Catmandu - a data processing toolkit
https://librecat.org
176 stars 31 forks source link

Catmandu::Importer::YAML fails on UTF8: Catmandu::Importer encoding broken #46

Closed nichtich closed 9 years ago

nichtich commented 10 years ago

With YAML::XS, which is preferred by YAML::Any, the YAML importer fails when importing UTF-8 YAML files:

$ echo "umlaut: Ü" | catmandu convert YAML
YAML::XS::Load Error: The problem:

    invalid trailing UTF-8 octet

was found at document: 0

This behaviour of YAML::XS is documented (see https://rt.cpan.org/Public/Bug/Display.html?id=54683) and won't be changed. I suppose it can be fixed by adding an encoding parameter, but this is not documented and by a bug in Catmandu::Importer or Catmandu::App::convert the parameter is not passed to the file handle anyway. This should work (it does when hard-coding "raw" in Catmandu::Importer!), but it does not:

$ echo "umlaut: Ü" | catmandu convert YAML --encoding :raw

Even when it worked, the defaul!t encoding setting (:utf8) is annoying at least for YAML. I have not tested with JSON and I won't invest more work in fixes that don't get released anyway :-(. .

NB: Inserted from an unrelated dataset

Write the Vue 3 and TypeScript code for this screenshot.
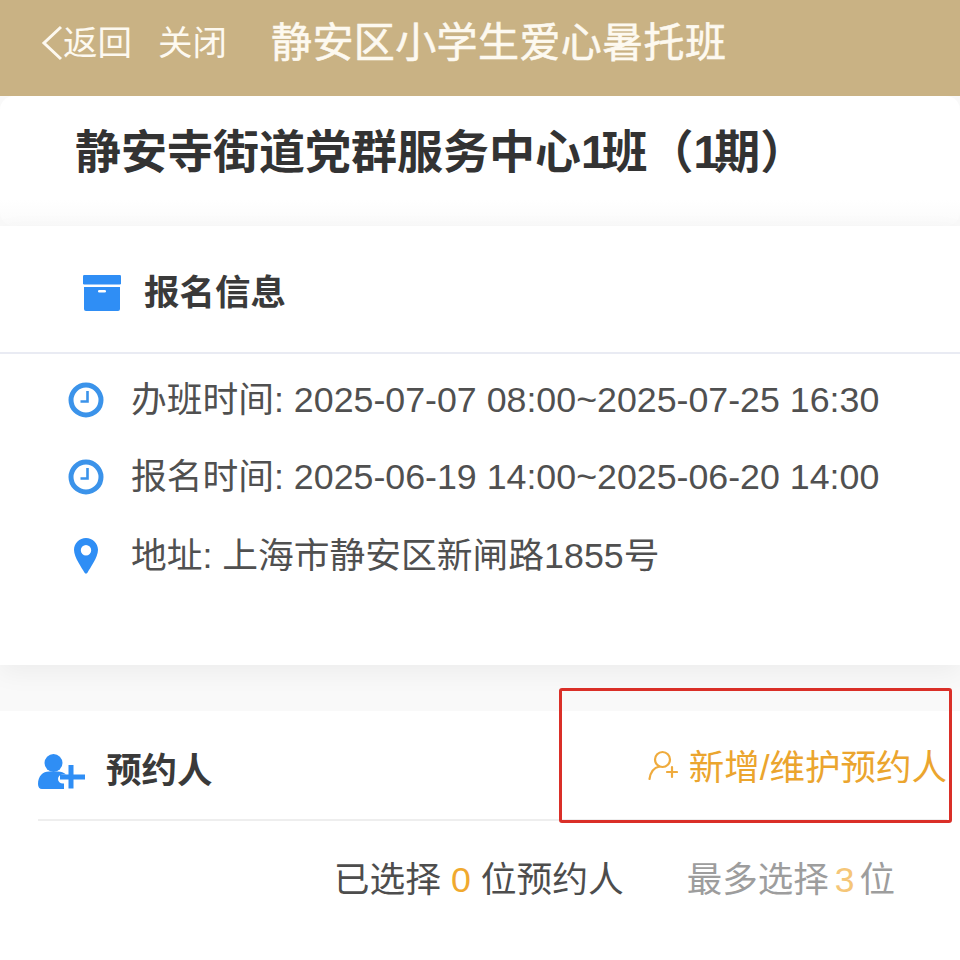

nichtich commented 10 years ago

Part of the problem has already been issued half a year ago: https://github.com/LibreCat/Catmandu/issues/24

phochste commented 10 years ago

Available in the dev branch to be released soon

nichtich commented 10 years ago

Still (or again?) broken in Catmandu version 0.9204. Please don't close unless covered by unit test and release at CPAN.

vpeil commented 9 years ago

Fixed in release 0.9205.